BOSTON, April 29 (UPI) -- Female DNA was found on at least one of the bombs that exploded at the Boston Marathon but it was unclear what that means, The Wall Street Journal reported.
Earlier, CNN reported the FBI has interviewed "Misha," a man who allegedly had a radicalizing influence on suspected Boston Marathon bomber Tamerlan Tsarnaev.
The Journal, quoting U.S. officials briefed on the investigation, reported Monday it had yet to be determined whether a woman helped the two alleged bombers, brothers Tamerlan and Dzhokhar Tsarnaev.
The Journal said investigators collected DNA from Katherine Russell, Tamerlan Tsarnaev's widow, at her parents' home in Rhode Island where she has been staying since the April 15 bombing.

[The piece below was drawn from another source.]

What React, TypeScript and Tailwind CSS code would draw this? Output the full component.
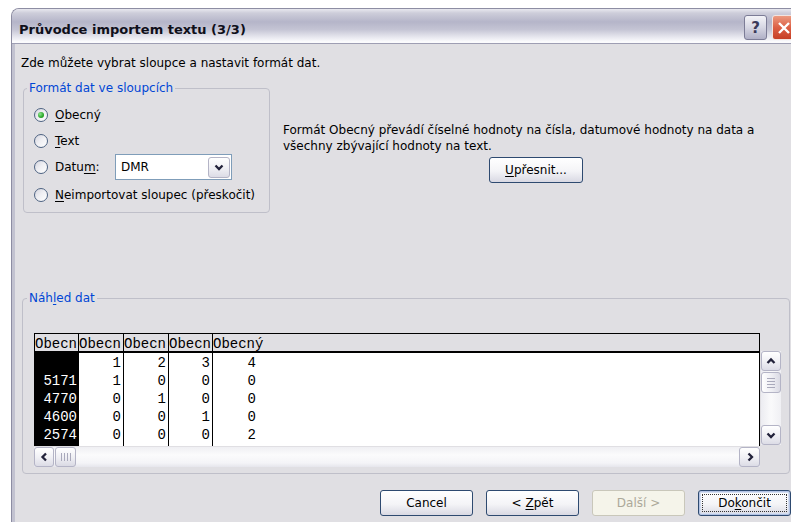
import type { ReactNode } from "react";
import clsx from "clsx";

type Dir = "up" | "down" | "left" | "right";

const previewRows = [
  ["", "1", "2", "3", "4"],
  ["5171", "1", "0", "0", "0"],
  ["4770", "0", "1", "0", "0"],
  ["4600", "0", "0", "1", "0"],
  ["2574", "0", "0", "0", "2"],
];

const columnWidths = ["w-[44px]", "w-[45px]", "w-[45px]", "w-[44px]", "w-[45px]"];
const headerLabels = ["Obecn", "Obecn", "Obecn", "Obecn", "Obecný"];

function Key({ children }: { children: ReactNode }) {
  return <span className="underline decoration-1 underline-offset-[2px]">{children}</span>;
}

function Chevron({ dir }: { dir: Dir }) {
  const points = {
    up: "1.5,7 5,3.5 8.5,7",
    down: "1.5,3.5 5,7 8.5,3.5",
    left: "7,1.5 3.5,5 7,8.5",
    right: "3.5,1.5 7,5 3.5,8.5",
  }[dir];
  return (
    <svg width="10" height="10" viewBox="0 0 10 10">
      <polyline points={points} fill="none" stroke="#22223a" strokeWidth="2.3" />
    </svg>
  );
}

function ScrollButton({ dir, className }: { dir: Dir; className?: string }) {
  return (
    <div
      className={clsx(
        "flex shrink-0 items-center justify-center rounded-[3px] border border-[#b4b4c6] bg-[linear-gradient(180deg,#ffffff_0%,#f1f1f5_50%,#dcdce6_100%)]",
        className
      )}
    >
      <Chevron dir={dir} />
    </div>
  );
}

function Radio({ checked }: { checked?: boolean }) {
  return (
    <span className="flex h-[14px] w-[14px] shrink-0 items-center justify-center rounded-full border border-[#4e6382] bg-[linear-gradient(135deg,#d4d4de_0%,#eeeef2_45%,#ffffff_100%)]">
      {checked && (
        <span className="h-[6px] w-[6px] rounded-full bg-[radial-gradient(circle_at_35%_35%,#8de48d_0%,#2aa82a_60%,#1b861b_100%)]" />
      )}
    </span>
  );
}

function PushButton({
  children,
  disabled,
  isDefault,
  className,
}: {
  children: ReactNode;
  disabled?: boolean;
  isDefault?: boolean;
  className?: string;
}) {
  return (
    <div
      className={clsx(
        "flex h-[26px] shrink-0 items-center justify-center rounded-[3px] border",
        disabled
          ? "border-[#c9c7ba] bg-[#f5f4ea] text-[#aca899]"
          : "border-[#2e4a70] bg-[linear-gradient(180deg,#ffffff_0%,#f4f4f7_55%,#d9d9e3_100%)]",
        isDefault && "shadow-[inset_0_0_0_1px_#b3c3e4,inset_0_0_0_2px_#d3ddf0]",
        className
      )}
    >
      {isDefault ? (
        <span className="flex h-[18px] w-[85px] items-center justify-center border border-dotted border-[#333]">
          {children}
        </span>
      ) : (
        children
      )}
    </div>
  );
}

export default function App() {
  return (
    <div className="h-[522px] w-[791px] overflow-hidden bg-white pl-[11px] pt-[8px] font-['DejaVu_Sans',sans-serif] text-[12px] leading-[16px] text-black">
      <div className="flex h-[520px] w-[789px] flex-col overflow-hidden rounded-t-[8px] border-l border-t border-[#8d8da3] bg-[#e0dfe3]">
        {/* caption bar */}
        <div className="flex h-[35px] shrink-0 border-b border-[#9e9eb3] bg-[linear-gradient(180deg,#e8e8ef_0%,#cdcdda_12%,#b5b5c9_38%,#c4c4d4_60%,#e6e6ee_82%,#fbfbfd_96%)] pl-[7px] pr-[4px]">
          <div className="pt-[13px] text-[13px] font-bold leading-[16px] text-[#0f0f1a]">
            Průvodce importem textu (3/3)
          </div>
          <div className="ml-auto flex gap-[5px] pt-[6px]">
            <div className="flex h-[25px] w-[23px] items-center justify-center rounded-[3px] border border-[#7c7c96] bg-[linear-gradient(180deg,#f4f4f8_0%,#d6d6e3_50%,#b0b0c6_100%)] text-[15px] font-bold text-[#3a3a5a]">
              ?
            </div>
            <div className="flex h-[25px] w-[24px] items-center justify-center rounded-[3px] border border-[#f2e4e0] bg-[linear-gradient(180deg,#ec9a80_0%,#dc5f44_50%,#c63f25_100%)]">
              <svg width="14" height="14" viewBox="0 0 14 14">
                <path d="M2 2L12 12M12 2L2 12" stroke="#ffffff" strokeWidth="2.4" />
              </svg>
            </div>
          </div>
        </div>

        {/* dialog body */}
        <div className="flex flex-1 flex-col border-l-[3px] border-[#c2c2d0]">
          <div className="pl-[6px] pt-[11px]">Zde můžete vybrat sloupce a nastavit formát dat.</div>

          <div className="mt-[9px] flex items-start pl-[8px]">
            <fieldset className="w-[247px] rounded-[4px] border border-[#bfbfc9] pb-[7px] pl-[3px] pt-[9px]">
              <legend className="px-[2px] text-[#0046d5]">Formát dat ve sloupcích</legend>
              <div className="ml-[7px] flex flex-col">
                <div className="flex h-[20px] items-center gap-[7px]">
                  <Radio checked />
                  <span>
                    <Key>O</Key>becný
                  </span>
                </div>
                <div className="mt-[6px] flex h-[20px] items-center gap-[7px]">
                  <Radio />
                  <span>
                    <Key>T</Key>ext
                  </span>
                </div>
                <div className="mt-[3px] flex h-[26px] items-center gap-[7px]">
                  <Radio />
                  <span className="w-[53px]">
                    Datu<Key>m</Key>:
                  </span>
                  <div className="flex h-[26px] w-[117px] items-center border border-[#7f9db9] bg-white">
                    <span className="pl-[5px]">DMR</span>
                    <ScrollButton dir="down" className="ml-auto mr-[1px] h-[21px] w-[22px]" />
                  </div>
                </div>
                <div className="mt-[5px] flex h-[20px] items-center gap-[7px]">
                  <Radio />
                  <span>
                    <Key>N</Key>eimportovat sloupec (přeskočit)
                  </span>
                </div>
              </div>
            </fieldset>

            <div className="ml-[13px] mt-[42px] flex w-[506px] flex-col">
              <p>
                Formát Obecný převádí číselné hodnoty na čísla, datumové hodnoty na data a
                <br />
                všechny zbývající hodnoty na text.
              </p>
              <PushButton className="mx-auto mt-[3px] w-[94px]">
                <span>
                  <Key>U</Key>přesnit...
                </span>
              </PushButton>
            </div>
          </div>

          <div className="mt-[77px] pl-[7px]">
            <fieldset className="w-[768px] rounded-[4px] border border-[#bfbfc9] pb-[6px] pl-[4px] pt-[27px]">
              <legend className="px-[2px] text-[#0046d5]">
                Náh<Key>l</Key>ed dat
              </legend>
              <div className="ml-[7px] flex font-['Liberation_Mono',monospace] text-[14px]">
                <div className="flex w-[726px] flex-col">
                  {/* column headers */}
                  <div className="flex h-[20px] border-x border-b-2 border-t border-black">
                    {headerLabels.map((label, i) => (
                      <div
                        key={i}
                        className={clsx(
                          "h-full whitespace-nowrap pt-[4px] leading-[12px]",
                          i < 4 ? clsx(columnWidths[i], "border-r border-black") : "flex-1"
                        )}
                      >
                        {label}
                      </div>
                    ))}
                  </div>
                  {/* preview rows */}
                  <div className="flex h-[93px] border-x border-black bg-white">
                    {columnWidths.map((w, col) => (
                      <div
                        key={col}
                        className={clsx(
                          "flex h-full flex-col pt-[1px] text-right",
                          w,
                          col < 4 && "border-r border-black",
                          col === 0 ? "bg-black pr-[1px] text-white" : "pr-[2px]"
                        )}
                      >
                        {previewRows.map((row, r) => (
                          <div key={r} className="h-[18px] leading-[18px]">
                            {row[col]}
                          </div>
                        ))}
                      </div>
                    ))}
                  </div>
                  {/* horizontal scroll bar */}
                  <div className="mt-[1px] flex h-[20px] bg-[linear-gradient(180deg,#efeff3_0%,#fbfbfc_40%,#f4f4f7_80%,#e6e6ec_100%)]">
                    <ScrollButton dir="left" className="w-[20px]" />
                    <div className="ml-[1px] flex w-[21px] items-center justify-center gap-[2px] rounded-[3px] border border-[#b4b4c6] bg-[linear-gradient(180deg,#ffffff_0%,#eeeef3_55%,#dadae4_100%)]">
                      {[0, 1, 2, 3].map((n) => (
                        <span key={n} className="h-[8px] w-px bg-[#a9a9bb]" />
                      ))}
                    </div>
                    <ScrollButton dir="right" className="ml-auto w-[21px]" />
                  </div>
                </div>

                {/* vertical scroll bar */}
                <div className="ml-[1px] mt-[18px] flex h-[94px] w-[20px] flex-col bg-[linear-gradient(90deg,#ececf1_0%,#fafafb_50%,#f0f0f4_100%)]">
                  <ScrollButton dir="up" className="h-[20px]" />
                  <div className="mt-[1px] flex h-[21px] flex-col items-center justify-center gap-[2px] rounded-[3px] border border-[#b4b4c6] bg-[linear-gradient(90deg,#ffffff_0%,#eeeef3_55%,#dadae4_100%)]">
                    {[0, 1, 2, 3].map((n) => (
                      <span key={n} className="h-px w-[8px] bg-[#a9a9bb]" />
                    ))}
                  </div>
                  <ScrollButton dir="down" className="mt-auto h-[20px]" />
                </div>
              </div>
            </fieldset>
          </div>

          <div className="mt-[16px] flex justify-end gap-[13px] pr-[9px]">
            <PushButton className="w-[93px]">Cancel</PushButton>
            <PushButton className="w-[93px]">
              <span>
                &lt; <Key>Z</Key>pět
              </span>
            </PushButton>
            <PushButton disabled className="w-[93px]">
              Další &gt;
            </PushButton>
            <PushButton isDefault className="w-[93px]">
              <span>
                Do<Key>k</Key>ončit
              </span>
            </PushButton>
          </div>
        </div>
      </div>
    </div>
  );
}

Tsarnaev was killed in a shootout with police April 19.
Investigators also spoke with the man in Rhode Island after members of Tsarnaev's family blamed a "Misha" for influencing the alleged mastermind of the bombings, CNN reported.
"Misha," identified as Mikhail Allakhverdov by writer Christian Caryl, who said he interviewed him for a New York Review of Books article, denied encouraging a violent approach to Islam and insisted he was not Tsarnaev's teacher.
"He began telling me he cooperated with the FBI" and "handed over his computer" and cellphone, Caryl told CNN Monday, adding Allakhverdov insisted he had "nothing to do with [the] radicalization" of Tsarnaev.
The two bombs that exploded at the marathon finish like killed three people and injured more than 260. Dzhokhar Tsarnaev, 19, remains hospitalized with gunshot wounds and is charged with the crime.
The FBI is also investigating a possible link between Tamerlan Tsarnaev and three deaths on Sept. 11, 2011, police said.
FBI agents were working with prosecutors to interview family members and friends of the three victims in the unsolved Waltham, Mass., slayings, law enforcement authorities told ABC News Sunday.
Brendan Mess, 25; Raphael Teken, 37; and Erik Weissman, 31, had their throats slit. Last week, prosecutors confirmed to ABC News they were trying to determine whether Tsarnaev had any link to the Waltham slayings.
Family members of two victims said they had been contacted by the federal agency.